Yes, your life is a mess and divorce may seem the easy way out. Do you want the church to surround you again, to pray for you and support you as you make this decision? If we did, I think that would be a great failure on our part.

I think the best thing we could do for you is hold your feet to the fire. We could help you see how your own unfaithfulness has felt to God. How you have lived your life the way you want and then you come back to church hoping that God will fix up the mess it has become.

Yet, that is the way it should be. Over and over, we like sheep go astray and the Master comes looking for us. But, one thing is for sure. If we want His help and blessing, we have to do it his way. He isn’t going to bend the rules, afraid that if he holds the line we will bolt. It’s His way or no way.

How about a clear command from God’s Word? If any woman has a husband who is an unbeliever, and he consents to live with her, she should not divorce him. (1 Corinthians 7:13). From what I can see, you have a clear command from Scripture. Of course, it doesn’t mean you tolerate unfaithfulness or drugs and if there were threats of physical abuse there are ways to deal with that. There is a big difference between fighting for your marriage and looking for the easy out.

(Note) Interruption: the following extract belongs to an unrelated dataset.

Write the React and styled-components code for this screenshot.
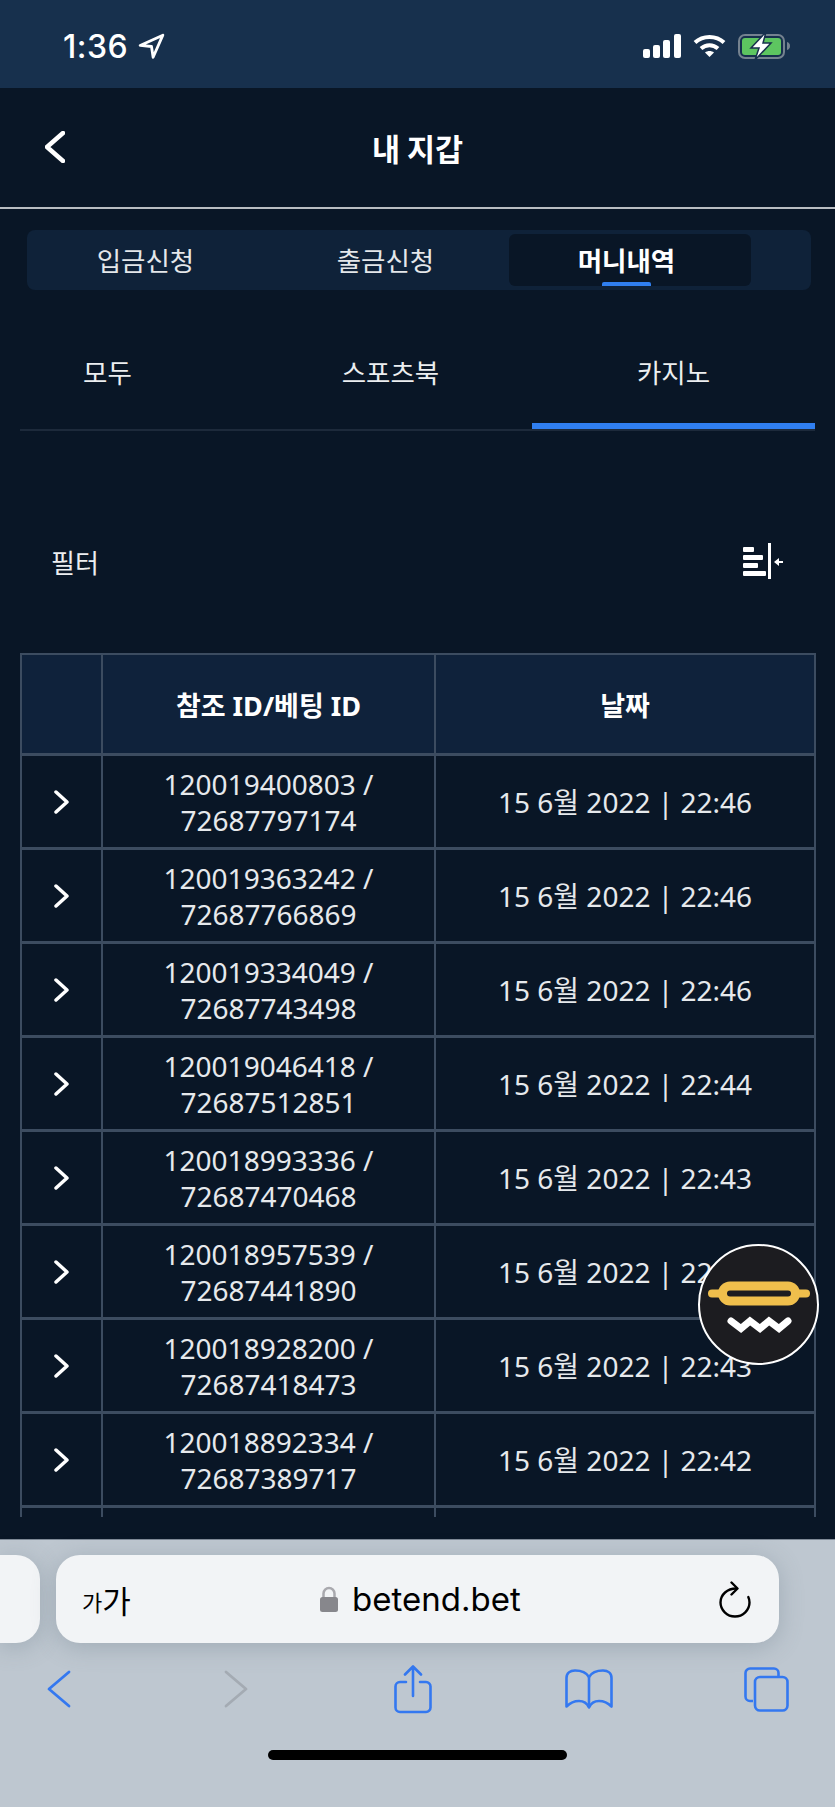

Dear young lady, you haven’t even begun to fight yet. Yes, your marriage and life are messed up but you are not the first. Next week my wife and I will celebrate thirty years of marriage. Before we were married, we learned that divorce was not an option and so we never used that dirty word. But I can tell you, there have been and are some very rough times. That’s the reality of two sinful human beings joining together. Sparks are going to fly. There are going to be disagreements, fights, battles, wars and a few nuclear explosions where only by the grace of God does anything remain after. And, there is the key – the grace of God. He takes a messed up man and woman and seeks to mold them into something different.

In Ephesians 5:32 there are some strange words: This mystery is profound, and I am saying that it refers to Christ and the church. This is said right after marriage instruction is given. It’s a clue – marriage is to show us what Jesus and the Church are. Try to figure that out and you will blow your mind. Yet, is that why marriage is under such attack? Are we losing something great when we give up on another person through divorce?

Dear sister, fight for your marriage. Let God make you into the person you are meant to be and then let Him work through you to bring your husband to Himself and to make him into a man that you can be proud of. I know this is not easy. I don’t have a handle on it myself but that’s where I’m going. I’m almost thirty years into it and I have a long ways to go but I’m glad to be on the journey and I’m not going to give up.

Remember, love is a choice. It’s sometimes the hardest choice. It’s even harder when the easy way out presents itself. It’s love that covers a multitude of sins and brings hope when all our eyes see is despair and our mind tells us to give up.

You and your husband are on my prayer list. I’m going to fight for you too.

Philip

Ps I wish I could give this letter to you but I hardly know you. I hope those closer to you will give you it’s message.